Hi,

A week or two ago, a colleague asked me about a strange behaviour he
experienced, with seemingly-duplicate data within a foreach block. Upon
further examination, we determined that this was caused by assigning to
a referenced variable:

<?php
$i = array('zero','one','two');
foreach ($i AS &$j) {}
foreach ($i AS $j) {
  echo $j . " ";
}
?>

(Output is: "zero one one")

I asked around about this, and was given the technical explanation (see
http://sean.caedmon.net/notsoweird.phps if you're curious), which
cleared it up.

However, upon further discussion, a number of us agreed that it would be
pertinent to raise an E_NOTICE when foreach assigns to a pre-existing
reference target.
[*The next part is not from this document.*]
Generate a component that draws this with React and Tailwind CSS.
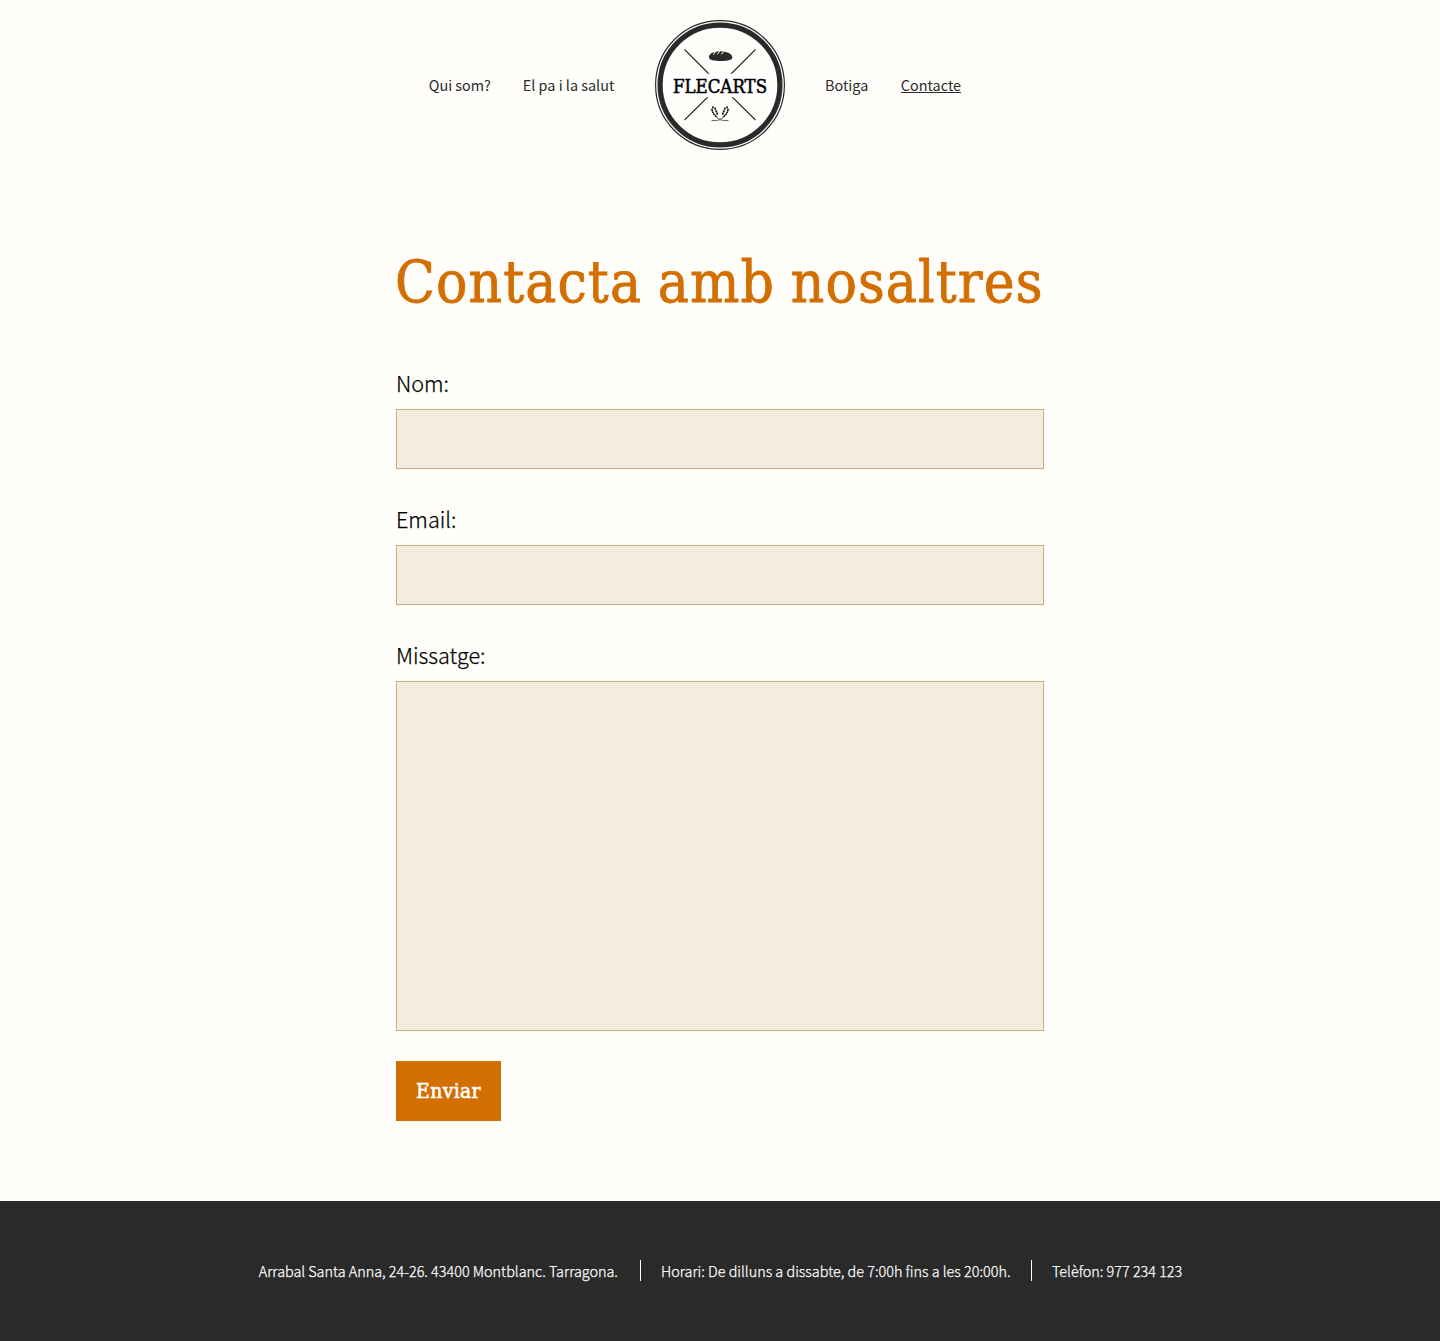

Certainly, the behaviour demonstrated above is
non-obvious, and contrary to the normal "PHP way" (simplicity).
Developers, at least in my opinion, don't expect foreach to WRITE to the
iterated array.

Technical explanation aside (yes, we realize that this is "normal"
behaviour, as demonstrated in the unroll), I believe this represents a
usability problem.

Can we throw an E_NOTICE when foreach targets a reference? (The other
option we kicked around was implicitly unset()ing the target variable
before the first iteration, but this was deemed "too magical".)

If so, when? HEAD only? I'd like to see it in 5.2 as well, if that ever
exists, but I agree that it's too late for 5.1.